Les biens dont il a été disposé par donation entre vifs sont fictivement réunis à cette masse, d’après leur état à l’époque de la donation et leur valeur à l’ouverture de la succession, après qu’en ont été déduites les dettes ou les charges les grevant. Si les biens ont été aliénés, il est tenu compte de leur valeur à l’époque de l’aliénation. S’il y a eu subrogation, il est tenu compte de la valeur des nouveaux biens au jour de l’ouverture de la succession, d’après leur état à l’époque de l’acquisition. Toutefois, si la dépréciation des nouveaux biens était, en raison de leur nature, inéluctable au jour de leur acquisition, il n’est pas tenu compte de la subrogation.

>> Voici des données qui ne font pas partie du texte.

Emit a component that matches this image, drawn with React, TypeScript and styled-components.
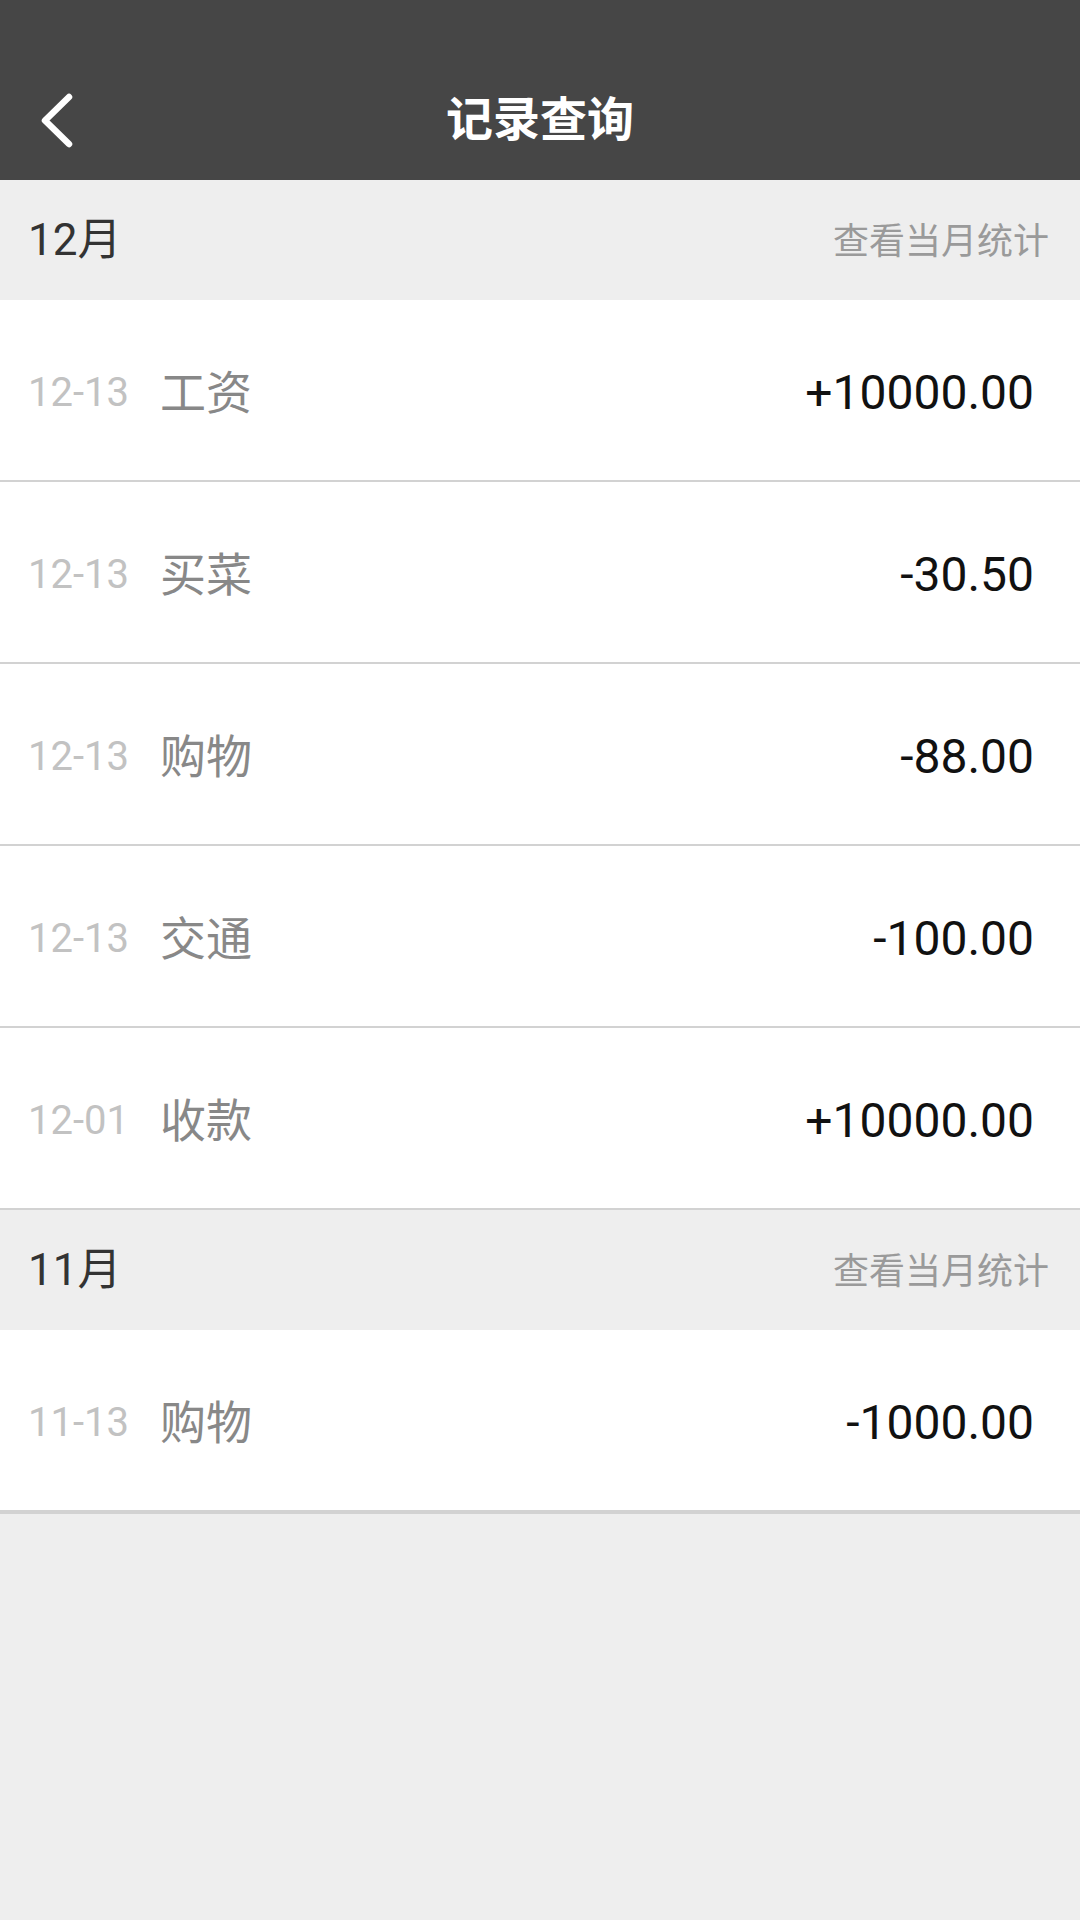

On calcule sur tous ces biens, eu égard à la qualité des héritiers qu’il laisse, quelle est la quotité dont le défunt a pu disposer ».
S’agissant de l’action en réduction
L’action en réduction peut être exercée lorsque les donations réalisées dépassent la quotité disponible, c’est-à-dire la part dont le défunt était libre de disposer, et empiètent sur la réserve des héritiers.
L’action en réduction d’une donation-partage se prescrit par un délai maximum de cinq ans après le décès du donateur alors qu’une telle action à l’encontre d’une donation ordinaire peut être initiée jusqu’à 10 ans après le décès du donateur (article 921 alinéa 1 du Code civil).
« La réduction des dispositions entre vifs ne pourra être demandée que par ceux au profit desquels la loi fait la réserve, par leurs héritiers ou ayants cause : les donataires, les légataires, ni les créanciers du défunt ne pourront demander cette réduction, ni en profiter.
Le délai de prescription de l’action en réduction est fixé à cinq ans à compter de l’ouverture de la succession, ou à deux ans à compter du jour où les héritiers ont eu connaissance de l’atteinte portée à leur réserve, sans jamais pouvoir excéder dix ans à compter du décès ».